The land of Khem, and certainly the "Unified Kingdom" of the dynastic age of the Nilotic civilization, was neither a homogenous culture, nor was it peopled by an homogenous population. The tribal populations who lived in the desert oases and the banks of the Nile before the era of unification carried substantial identity and retained their linguistic, cultural, religious, and ethnic diversity throughout the time of the Kings, and beyond. They contributed to the complex tapestry of cultural remains being unearthed, bit by bit, by successive researchers. This study seemingly maintains a narrow focus, that of Libyco-Berber or Amazigh culture, but, as we shall demonstrate, actually bears quite an impact upon the whole of the culture heretofore known as "Egyptian." In doing so, we will leave aside a host of issues and problems which have plagued the field of Egyptology, and fascinated Egyptologists such as the hypothesis of a master race, invasions, borrowings from Sumeria and other middle eastern regions, or even the important topic of Nubian and Ethiopian influences in the south.
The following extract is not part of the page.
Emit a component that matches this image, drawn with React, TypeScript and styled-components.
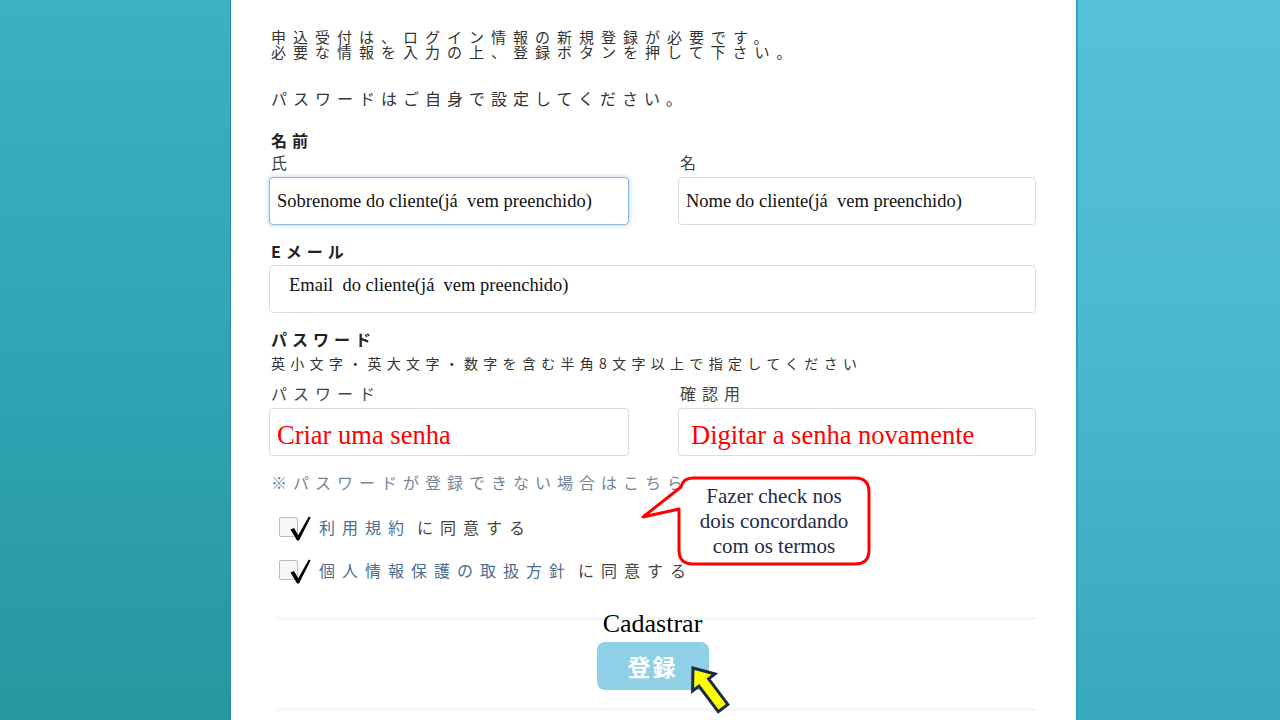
import styled, { createGlobalStyle } from "styled-components";

const GlobalStyle = createGlobalStyle`
  html, body {
    margin: 0;
    padding: 0;
    overflow: hidden;
    background: #ffffff;
  }
`;

const jp = `"Noto Sans CJK JP", "Noto Sans", sans-serif`;
const serif = `"Liberation Serif", "Times New Roman", serif`;

const Page = styled.div`
  display: flex;
  width: 1280px;
  height: 720px;
  overflow: hidden;
`;

const SidePanel = styled.div<{ side: "left" | "right" }>`
  flex: ${({ side }) => (side === "left" ? "0 0 230px" : "1 1 auto")};
  background: ${({ side }) =>
    side === "left"
      ? "linear-gradient(180deg, #3bb1c1 0%, #2fa3b2 55%, #27979f 100%)"
      : "linear-gradient(180deg, #56c1d9 0%, #48b7ce 55%, #38a8bc 100%)"};
  ${({ side }) =>
    side === "left"
      ? "border-right: 1px solid #2b909c;"
      : "border-left: 2px solid #2ea2bd;"}
`;

const Sheet = styled.div`
  position: relative;
  flex: 0 0 845px;
  box-sizing: border-box;
  background: #ffffff;
  padding: 29px 40px 0 38px;
  font-family: ${jp};
  color: #333;
`;

const Intro = styled.p`
  margin: 0;
  padding-left: 2px;
  font-size: 15px;
  line-height: 15px;
  letter-spacing: 7px;
  color: #333;
`;

const Notice = styled.p`
  margin: 29px 0 0;
  padding-left: 2px;
  font-size: 16px;
  line-height: 20px;
  letter-spacing: 6px;
`;

const SectionTitle = styled.div<{ gap: number }>`
  margin-top: ${({ gap }) => gap}px;
  padding-left: 2px;
  font-size: 16px;
  font-weight: 700;
  line-height: 20px;
  letter-spacing: 5px;
  color: #222;
`;

const Hint = styled.div`
  margin-top: 6px;
  padding-left: 2px;
  font-size: 14px;
  line-height: 16px;
  letter-spacing: 5.3px;
  color: #333;
`;

const FieldRow = styled.div<{ gap: number }>`
  display: grid;
  grid-template-columns: 360px 358px;
  column-gap: 49px;
  margin-top: ${({ gap }) => gap}px;
`;

const Field = styled.div`
  display: flex;
  flex-direction: column;
`;

const FieldLabel = styled.div`
  padding-left: 2px;
  font-size: 16px;
  line-height: 20px;
  letter-spacing: 6px;
  color: #444;
`;

const InputBox = styled.div<{
  focused?: boolean;
  indent: number;
  dy?: number;
  gap: number;
}>`
  display: flex;
  align-items: center;
  box-sizing: border-box;
  height: 48px;
  margin-top: ${({ gap }) => gap}px;
  padding-left: ${({ indent }) => indent}px;
  padding-top: ${({ dy }) => (dy && dy > 0 ? dy : 0)}px;
  padding-bottom: ${({ dy }) => (dy && dy < 0 ? -dy : 0)}px;
  border: 1px solid ${({ focused }) => (focused ? "#8fb8dc" : "#d9dcdf")};
  border-radius: 4px;
  box-shadow: ${({ focused }) =>
    focused ? "0 0 5px rgba(110, 165, 215, 0.55)" : "none"};
  background: #fff;
  font-family: ${serif};
  font-size: 18.5px;
  color: #111;
  white-space: pre;
`;

const RedHint = styled.span`
  font-family: ${serif};
  font-size: 26.5px;
  color: #ff0000;
`;

const HelpLink = styled.div`
  margin-top: 16px;
  padding-left: 2px;
  font-size: 16px;
  line-height: 20px;
  letter-spacing: 6px;
  color: #74879c;
`;

const AgreeRow = styled.div<{ gap: number }>`
  display: flex;
  align-items: center;
  height: 28px;
  margin-top: ${({ gap }) => gap}px;
  padding-left: 10px;
  font-size: 16px;
  letter-spacing: 7px;
  color: #444;
`;

const CheckBox = styled.span`
  position: relative;
  flex: 0 0 auto;
  box-sizing: border-box;
  width: 19px;
  height: 20px;
  margin-right: 21px;
  border: 1px solid #b9bcc0;
  border-radius: 2px;
  background: #f7f7f7;

  svg {
    position: absolute;
    left: 8px;
    top: -2px;
    overflow: visible;
  }
`;

const TermsLink = styled.span`
  color: #4b6e93;
  margin-right: 6px;
`;

const Footer = styled.div`
  position: relative;
  display: flex;
  flex-direction: column;
  align-items: center;
  margin-top: 33px;
`;

const Separator = styled.div`
  align-self: stretch;
  height: 3px;
  margin-left: 8px;
  background: #f4f6f9;
`;

const Caption = styled.div`
  position: absolute;
  left: 0;
  right: 0;
  top: -7px;
  text-align: center;
  font-family: ${serif};
  font-size: 26px;
  line-height: 28px;
  color: #000;
`;

const SubmitButton = styled.button`
  width: 112px;
  height: 48px;
  margin: 22px 0 18px;
  border: none;
  border-radius: 8px;
  background: #8fd0e7;
  color: #fff;
  font-family: ${jp};
  font-size: 23px;
  font-weight: 700;
  letter-spacing: 2px;
`;

const Bubble = styled.div`
  position: absolute;
  left: 408px;
  top: 476px;
  width: 234px;
  height: 92px;

  svg {
    position: absolute;
    inset: 0;
  }
`;

const BubbleText = styled.div`
  position: absolute;
  left: 40px;
  width: 190px;
  top: 8px;
  text-align: center;
  font-family: ${serif};
  font-size: 21px;
  line-height: 25px;
  color: #1f2b48;
`;

const Pointer = styled.svg`
  position: absolute;
  left: 447px;
  top: 658px;
  overflow: visible;
`;

const Check = () => (
  <svg width="24" height="26" viewBox="0 0 24 26">
    <path
      d="M2.5 13.5 L6 12 L10.2 19.2 L20.8 0.6 L22.6 1.6 L11 24.4 L9 24.4 Z"
      fill="#000"
    />
  </svg>
);

export default function App() {
  return (
    <>
      <GlobalStyle />
      <Page>
        <SidePanel side="left" />
        <Sheet>
          <Intro>
            申込受付は、ログイン情報の新規登録が必要です。
            <br />
            必要な情報を入力の上、登録ボタンを押して下さい。
          </Intro>
          <Notice>パスワードはご自身で設定してください。</Notice>

          <SectionTitle gap={22}>名前</SectionTitle>
          <FieldRow gap={2}>
            <Field>
              <FieldLabel>氏</FieldLabel>
              <InputBox gap={5} indent={7} focused>
                Sobrenome do cliente(já  vem preenchido)
              </InputBox>
            </Field>
            <Field>
              <FieldLabel>名</FieldLabel>
              <InputBox gap={5} indent={7}>
                Nome do cliente(já  vem preenchido)
              </InputBox>
            </Field>
          </FieldRow>

          <SectionTitle gap={16}>Eメール</SectionTitle>
          <InputBox gap={4} indent={19} dy={-8}>
            Email  do cliente(já  vem preenchido)
          </InputBox>

          <SectionTitle gap={16}>パスワード</SectionTitle>
          <Hint>英小文字・英大文字・数字を含む半角8文字以上で指定してください</Hint>
          <FieldRow gap={12}>
            <Field>
              <FieldLabel>パスワード</FieldLabel>
              <InputBox gap={5} indent={7} dy={6}>
                <RedHint>Criar uma senha</RedHint>
              </InputBox>
            </Field>
            <Field>
              <FieldLabel>確認用</FieldLabel>
              <InputBox gap={5} indent={12} dy={6}>
                <RedHint>Digitar a senha novamente</RedHint>
              </InputBox>
            </Field>
          </FieldRow>

          <HelpLink>※パスワードが登録できない場合はこちら</HelpLink>

          <AgreeRow gap={21}>
            <CheckBox>
              <Check />
            </CheckBox>
            <TermsLink>利用規約</TermsLink>に同意する
          </AgreeRow>
          <AgreeRow gap={15}>
            <CheckBox>
              <Check />
            </CheckBox>
            <TermsLink>個人情報保護の取扱方針</TermsLink>に同意する
          </AgreeRow>

          <Footer>
            <Separator />
            <Caption>Cadastrar</Caption>
            <SubmitButton>登録</SubmitButton>
            <Separator />
          </Footer>

          <Bubble>
            <svg width="234" height="92" viewBox="0 0 234 92">
              <path
                d="M54 2 H216 Q230 2 230 16 V74 Q230 88 216 88 H54 Q40 88 40 74 V33 L4 41 L42 11 Q44 2 54 2 Z"
                fill="#fff"
                stroke="#ff0000"
                strokeWidth="3"
                strokeLinejoin="round"
              />
            </svg>
            <BubbleText>
              Fazer check nos
              <br />
              dois concordando
              <br />
              com os termos
            </BubbleText>
          </Bubble>

          <Pointer width="60" height="60" viewBox="0 0 60 60">
            <polygon
              transform="translate(30 30) rotate(-37)"
              points="0,-25 14,-7 6,-7 6,25 -6,25 -6,-7 -14,-7"
              fill="#ffff00"
              stroke="#1f2a44"
              strokeWidth="3"
              strokeLinejoin="miter"
            />
          </Pointer>
        </Sheet>
        <SidePanel side="right" />
      </Page>
    </>
  );
}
As to the texts of The Book of the Dead, ample scholarship on those texts is available. From M. Maspero, Sir Wallis Budge and others, we have retained the comments that some of the formulae are quite ancient indeed, and that "certain sections appear to belong to remote, primeval times" antecedent to the First Dynasty of Egyptian pharaohs. Such arguments advancing the great antiquity of the religious system of Egypt are backed by the archaic inscriptions found in Tomb No. 5 (Seker-kha-baiu) at Sakkara. In addition, it is imperative to note, at the onset of this study, that Ancient Egypt considered the town of "Annu" in the thirteenth nome of Lower Egypt as its most sacred shrine, the chief city of an archaic sun worship manifested in a Ram-headed god. The association of a sun worship and a sacred Ram God is one that was found throughout North Africa among the tribes first encountered by Carthaginians, Phoenicians, Greeks and Romans.